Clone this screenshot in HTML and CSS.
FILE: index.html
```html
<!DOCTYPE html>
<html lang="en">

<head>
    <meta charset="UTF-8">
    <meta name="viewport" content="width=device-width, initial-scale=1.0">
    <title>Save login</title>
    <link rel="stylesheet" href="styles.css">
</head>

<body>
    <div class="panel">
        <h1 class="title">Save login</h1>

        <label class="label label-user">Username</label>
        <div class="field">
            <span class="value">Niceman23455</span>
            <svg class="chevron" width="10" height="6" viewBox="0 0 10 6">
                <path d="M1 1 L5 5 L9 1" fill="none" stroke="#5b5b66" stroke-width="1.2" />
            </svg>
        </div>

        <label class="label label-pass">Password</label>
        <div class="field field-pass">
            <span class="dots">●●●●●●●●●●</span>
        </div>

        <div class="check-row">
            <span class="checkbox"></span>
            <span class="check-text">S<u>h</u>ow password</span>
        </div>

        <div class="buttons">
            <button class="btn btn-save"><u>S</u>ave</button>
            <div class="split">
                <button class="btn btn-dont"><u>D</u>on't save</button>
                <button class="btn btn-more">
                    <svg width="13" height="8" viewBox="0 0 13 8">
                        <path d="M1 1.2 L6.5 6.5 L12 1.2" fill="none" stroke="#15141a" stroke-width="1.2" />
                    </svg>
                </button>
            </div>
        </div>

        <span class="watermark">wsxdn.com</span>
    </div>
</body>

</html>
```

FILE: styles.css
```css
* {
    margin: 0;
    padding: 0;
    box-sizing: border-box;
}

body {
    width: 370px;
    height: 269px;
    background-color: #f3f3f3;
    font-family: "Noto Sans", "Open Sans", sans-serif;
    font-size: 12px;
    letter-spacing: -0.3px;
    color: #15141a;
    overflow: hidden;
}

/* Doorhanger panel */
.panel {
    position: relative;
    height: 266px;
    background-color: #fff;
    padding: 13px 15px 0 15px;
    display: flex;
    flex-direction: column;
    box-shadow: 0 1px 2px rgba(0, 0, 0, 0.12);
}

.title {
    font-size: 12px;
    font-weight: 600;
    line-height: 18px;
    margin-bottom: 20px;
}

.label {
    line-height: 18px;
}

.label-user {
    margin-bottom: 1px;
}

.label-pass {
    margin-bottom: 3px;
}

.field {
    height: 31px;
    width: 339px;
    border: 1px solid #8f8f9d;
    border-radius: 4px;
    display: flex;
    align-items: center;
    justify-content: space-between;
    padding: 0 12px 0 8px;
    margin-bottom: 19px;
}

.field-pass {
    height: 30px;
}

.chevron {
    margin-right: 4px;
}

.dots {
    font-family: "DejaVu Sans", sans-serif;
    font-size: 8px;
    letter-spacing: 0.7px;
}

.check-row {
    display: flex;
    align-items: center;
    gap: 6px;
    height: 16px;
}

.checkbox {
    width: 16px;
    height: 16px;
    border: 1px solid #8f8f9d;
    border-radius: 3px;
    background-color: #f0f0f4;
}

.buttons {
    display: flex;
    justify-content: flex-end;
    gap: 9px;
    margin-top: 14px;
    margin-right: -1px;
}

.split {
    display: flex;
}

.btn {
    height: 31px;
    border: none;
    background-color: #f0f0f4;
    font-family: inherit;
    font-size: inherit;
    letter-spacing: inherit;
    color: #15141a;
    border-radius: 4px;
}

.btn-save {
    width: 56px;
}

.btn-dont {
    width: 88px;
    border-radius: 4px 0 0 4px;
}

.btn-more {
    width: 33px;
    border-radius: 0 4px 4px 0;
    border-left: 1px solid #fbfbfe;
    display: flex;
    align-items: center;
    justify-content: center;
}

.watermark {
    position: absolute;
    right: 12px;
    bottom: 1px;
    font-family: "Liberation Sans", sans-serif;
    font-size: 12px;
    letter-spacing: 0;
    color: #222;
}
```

--- --- ---

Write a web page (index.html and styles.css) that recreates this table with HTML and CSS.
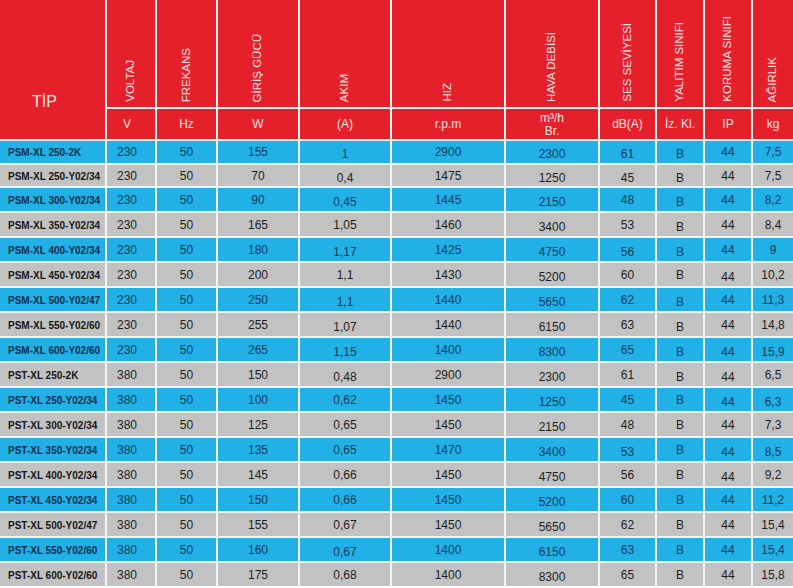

--- --- ---

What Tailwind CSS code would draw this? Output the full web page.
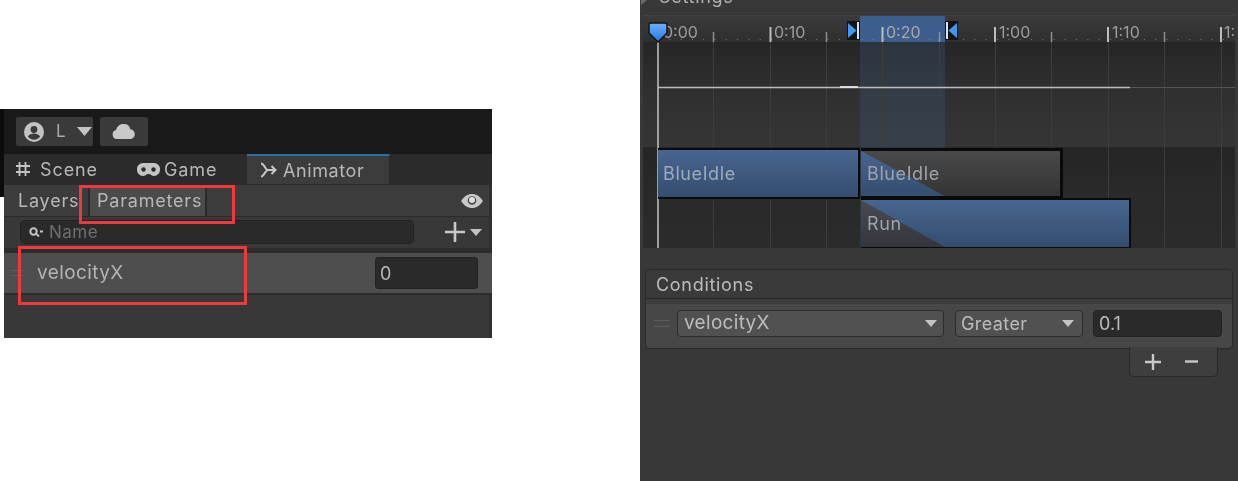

--- --- ---

◆ WHAT YOU WILL DO
Find each line with the string "page" and copy it out.

◆ SOLUTION TO THE PROBLEM
Write a web page (index.html and styles.css) that recreates this table with HTML and CSS.
What Tailwind CSS code would draw this? Output the full web page.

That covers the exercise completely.